All the wrapper workflows share the same parameters:
- operation_parms: A dictionary of keyword arguments that will be passed to the operation invocation (Default: {}).
- run_by_dependency_order: A boolean describing whether the operation should execute on the relevant nodes according to the order of their relationships dependencies or rather execute on all relevant nodes in parallel (Default: true).
- type_names: A list of type names. The operation will be executed only on node instances which are of these types or of types which (recursively) derive from them. An empty list means no filtering will take place and all type names are valid (Default: []).
- node_ids: A list of node ids. The operation will be executed only on node instances which are instances of these nodes. An empty list means no filtering will take place and all nodes are valid (Default: []).
- node_instance_ids: A list of node instance ids. The operation will be executed only on the node instances specified. An empty list means no filtering will take place and all node instances are valid (Default: []).
- ignore_failure: Whether to ignore failure during execution of the operation.
Example
This example demonstrates how to call alt_stop workflow.
[root@9fbb5f2b0d4b offcial_examples]# cfy executions start alt_stop -d rollback-example -p node_instance_ids=[node_one_ivbz80] -p ignore_failure=true
Executing workflow `alt_stop` on deployment `rollback-example` [timeout=900 seconds]
2021-01-13 08:40:47.049  CFY <rollback-example> Starting 'alt_stop' workflow execution
2021-01-13 08:40:47.163  CFY <rollback-example> [node_one_ivbz80] Starting operation cloudify.interfaces.lifecycle.stop
2021-01-13 08:40:47.353  CFY <rollback-example> [node_one_ivbz80.stop] Sending task 'script_runner.tasks.run'
2021-01-13 08:40:48.015  LOG <rollback-example> [node_one_ivbz80.stop] INFO: Downloaded resources/uninstall_fail.py to /tmp/TQ3V7/uninstall_fail.py
2021-01-13 08:40:48.016  LOG <rollback-example> [node_one_ivbz80.stop] INFO: log and fail during uninstall!

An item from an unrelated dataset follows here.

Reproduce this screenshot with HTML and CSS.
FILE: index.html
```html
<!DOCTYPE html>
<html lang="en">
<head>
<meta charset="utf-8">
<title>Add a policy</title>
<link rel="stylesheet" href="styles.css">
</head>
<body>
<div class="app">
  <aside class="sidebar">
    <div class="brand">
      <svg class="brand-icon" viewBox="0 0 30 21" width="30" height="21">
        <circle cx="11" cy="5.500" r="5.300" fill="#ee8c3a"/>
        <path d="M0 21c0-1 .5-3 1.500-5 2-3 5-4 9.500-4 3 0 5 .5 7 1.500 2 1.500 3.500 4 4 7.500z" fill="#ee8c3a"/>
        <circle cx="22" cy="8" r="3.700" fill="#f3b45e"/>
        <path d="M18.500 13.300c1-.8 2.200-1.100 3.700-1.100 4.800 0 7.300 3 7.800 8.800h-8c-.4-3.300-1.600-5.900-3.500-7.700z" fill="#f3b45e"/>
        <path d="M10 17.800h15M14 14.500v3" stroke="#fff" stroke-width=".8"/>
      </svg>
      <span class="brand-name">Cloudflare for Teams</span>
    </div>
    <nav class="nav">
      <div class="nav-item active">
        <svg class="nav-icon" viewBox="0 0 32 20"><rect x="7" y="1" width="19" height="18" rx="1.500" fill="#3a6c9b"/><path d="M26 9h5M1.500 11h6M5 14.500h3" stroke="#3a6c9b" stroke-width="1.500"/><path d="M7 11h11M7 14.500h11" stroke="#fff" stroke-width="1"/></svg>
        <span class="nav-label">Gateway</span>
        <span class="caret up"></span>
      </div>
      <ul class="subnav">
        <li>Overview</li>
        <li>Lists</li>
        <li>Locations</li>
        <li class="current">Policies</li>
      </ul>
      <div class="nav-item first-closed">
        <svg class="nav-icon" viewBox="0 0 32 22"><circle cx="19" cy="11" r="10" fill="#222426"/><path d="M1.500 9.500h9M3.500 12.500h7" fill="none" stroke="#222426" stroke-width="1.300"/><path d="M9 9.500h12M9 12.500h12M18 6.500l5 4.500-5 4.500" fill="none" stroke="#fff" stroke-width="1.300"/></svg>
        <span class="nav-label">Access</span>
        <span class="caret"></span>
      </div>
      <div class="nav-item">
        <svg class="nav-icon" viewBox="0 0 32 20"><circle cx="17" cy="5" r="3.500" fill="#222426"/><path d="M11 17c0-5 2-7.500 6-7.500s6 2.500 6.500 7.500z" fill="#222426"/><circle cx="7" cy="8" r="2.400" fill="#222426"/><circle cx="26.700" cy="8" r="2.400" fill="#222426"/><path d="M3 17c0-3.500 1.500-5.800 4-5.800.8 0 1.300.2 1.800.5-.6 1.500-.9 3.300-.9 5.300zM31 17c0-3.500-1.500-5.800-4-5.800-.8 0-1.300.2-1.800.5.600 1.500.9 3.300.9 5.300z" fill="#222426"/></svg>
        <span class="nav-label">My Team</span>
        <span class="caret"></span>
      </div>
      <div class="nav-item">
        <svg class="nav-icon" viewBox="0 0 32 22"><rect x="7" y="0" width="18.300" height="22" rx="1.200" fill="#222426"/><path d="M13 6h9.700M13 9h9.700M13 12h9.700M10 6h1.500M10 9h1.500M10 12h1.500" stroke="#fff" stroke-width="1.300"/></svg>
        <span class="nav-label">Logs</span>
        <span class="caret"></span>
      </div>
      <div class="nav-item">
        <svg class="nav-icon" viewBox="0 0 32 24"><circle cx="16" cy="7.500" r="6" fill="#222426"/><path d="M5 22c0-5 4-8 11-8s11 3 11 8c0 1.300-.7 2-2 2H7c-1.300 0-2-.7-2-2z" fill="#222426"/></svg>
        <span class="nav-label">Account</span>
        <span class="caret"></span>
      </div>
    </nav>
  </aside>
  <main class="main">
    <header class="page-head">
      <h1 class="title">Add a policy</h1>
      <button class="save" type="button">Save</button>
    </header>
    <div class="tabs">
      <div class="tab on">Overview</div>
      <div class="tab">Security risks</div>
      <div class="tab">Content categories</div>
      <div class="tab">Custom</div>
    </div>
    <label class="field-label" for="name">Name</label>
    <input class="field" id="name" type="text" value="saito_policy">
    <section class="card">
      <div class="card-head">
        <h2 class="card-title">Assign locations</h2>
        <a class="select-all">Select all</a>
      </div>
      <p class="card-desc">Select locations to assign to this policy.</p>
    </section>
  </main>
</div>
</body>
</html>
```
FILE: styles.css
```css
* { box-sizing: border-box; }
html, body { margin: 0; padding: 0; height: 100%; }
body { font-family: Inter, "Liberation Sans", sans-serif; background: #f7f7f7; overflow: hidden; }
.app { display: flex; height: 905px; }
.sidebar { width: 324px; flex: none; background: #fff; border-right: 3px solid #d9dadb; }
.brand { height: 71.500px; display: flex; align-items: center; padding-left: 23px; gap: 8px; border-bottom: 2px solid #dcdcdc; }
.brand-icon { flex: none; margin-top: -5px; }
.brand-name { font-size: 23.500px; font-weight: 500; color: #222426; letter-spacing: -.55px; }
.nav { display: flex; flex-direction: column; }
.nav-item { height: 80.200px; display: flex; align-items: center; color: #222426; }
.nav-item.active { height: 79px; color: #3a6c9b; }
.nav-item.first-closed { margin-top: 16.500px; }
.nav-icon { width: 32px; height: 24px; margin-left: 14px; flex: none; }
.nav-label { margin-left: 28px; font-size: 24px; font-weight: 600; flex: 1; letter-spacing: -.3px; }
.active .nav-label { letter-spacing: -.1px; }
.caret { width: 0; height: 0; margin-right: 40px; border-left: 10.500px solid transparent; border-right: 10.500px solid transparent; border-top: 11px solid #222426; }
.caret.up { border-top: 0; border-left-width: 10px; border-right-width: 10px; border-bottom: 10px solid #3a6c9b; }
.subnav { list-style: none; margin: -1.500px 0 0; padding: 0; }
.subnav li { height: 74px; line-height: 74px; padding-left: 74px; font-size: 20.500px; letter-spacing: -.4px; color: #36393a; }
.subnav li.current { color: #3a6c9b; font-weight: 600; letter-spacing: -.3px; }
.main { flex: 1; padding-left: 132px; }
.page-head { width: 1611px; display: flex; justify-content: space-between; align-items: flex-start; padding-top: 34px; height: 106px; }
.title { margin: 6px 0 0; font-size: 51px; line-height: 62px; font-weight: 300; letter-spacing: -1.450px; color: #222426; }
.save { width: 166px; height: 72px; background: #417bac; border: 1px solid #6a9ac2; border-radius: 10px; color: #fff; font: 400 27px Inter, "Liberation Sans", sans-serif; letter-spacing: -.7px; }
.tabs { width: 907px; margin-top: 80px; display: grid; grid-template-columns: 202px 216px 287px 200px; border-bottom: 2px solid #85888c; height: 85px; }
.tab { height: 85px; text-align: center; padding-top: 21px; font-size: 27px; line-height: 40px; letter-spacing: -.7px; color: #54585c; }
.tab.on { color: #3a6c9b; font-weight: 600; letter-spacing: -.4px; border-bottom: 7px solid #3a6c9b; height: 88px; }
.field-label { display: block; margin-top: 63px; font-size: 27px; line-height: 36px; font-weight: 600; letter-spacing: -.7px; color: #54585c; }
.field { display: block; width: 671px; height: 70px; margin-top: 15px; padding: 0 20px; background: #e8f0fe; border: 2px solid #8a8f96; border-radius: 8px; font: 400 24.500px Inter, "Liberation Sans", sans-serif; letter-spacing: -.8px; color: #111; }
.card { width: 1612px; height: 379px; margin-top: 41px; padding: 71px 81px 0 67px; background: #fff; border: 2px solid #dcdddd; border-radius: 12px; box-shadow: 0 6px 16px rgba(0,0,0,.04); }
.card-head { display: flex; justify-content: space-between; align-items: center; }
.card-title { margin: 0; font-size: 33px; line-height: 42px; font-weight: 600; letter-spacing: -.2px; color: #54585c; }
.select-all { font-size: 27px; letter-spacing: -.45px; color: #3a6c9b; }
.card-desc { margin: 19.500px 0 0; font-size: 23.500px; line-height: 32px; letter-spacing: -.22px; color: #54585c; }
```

2021-01-13 08:40:48.241  CFY <rollback-example> [node_one_ivbz80.stop] Task failed 'script_runner.tasks.run'
Traceback (most recent call last):
  File "/opt/mgmtworker/env/lib64/python3.6/site-packages/cloudify/dispatch.py", line 793, in main
    payload = handler.handle()
  File "/opt/mgmtworker/env/lib64/python3.6/site-packages/cloudify/dispatch.py", line 456, in handle
    result = self._run_operation_func(ctx, kwargs)
  File "/opt/mgmtworker/env/lib64/python3.6/site-packages/cloudify/dispatch.py", line 509, in _run_operation_func
    return self.func(*self.args, **kwargs)
  File "/opt/mgmtworker/env/lib64/python3.6/site-packages/script_runner/tasks.py", line 80, in run
    script_result = process_execution(script_func, script_path, ctx, process)
  File "/opt/mgmtworker/env/lib64/python3.6/site-packages/script_runner/tasks.py", line 156, in process_execution
    script_func(script_path, ctx, process)
  File "/opt/mgmtworker/env/lib64/python3.6/site-packages/script_runner/tasks.py", line 323, in eval_script
    exec(compile(open(script_path).read(), script_path, 'exec'), eval_globals)
  File "/tmp/TQ3V7/uninstall_fail.py", line 4, in <module>
    raise Exception
Exception
2021-01-13 08:40:48.242  CFY <rollback-example> [node_one_ivbz80] Ignoring task script_runner.tasks.run failure
2021-01-13 08:40:48.242  CFY <rollback-example> [node_one_ivbz80] Finished operation cloudify.interfaces.lifecycle.stop
2021-01-13 08:40:48.303  CFY <rollback-example> 'alt_stop' workflow execution succeededSee that cloudify.interfaces.lifecycle.stop operation executed on the node instance, which was given as a parameter,
failed, but the whole workflow didn’t.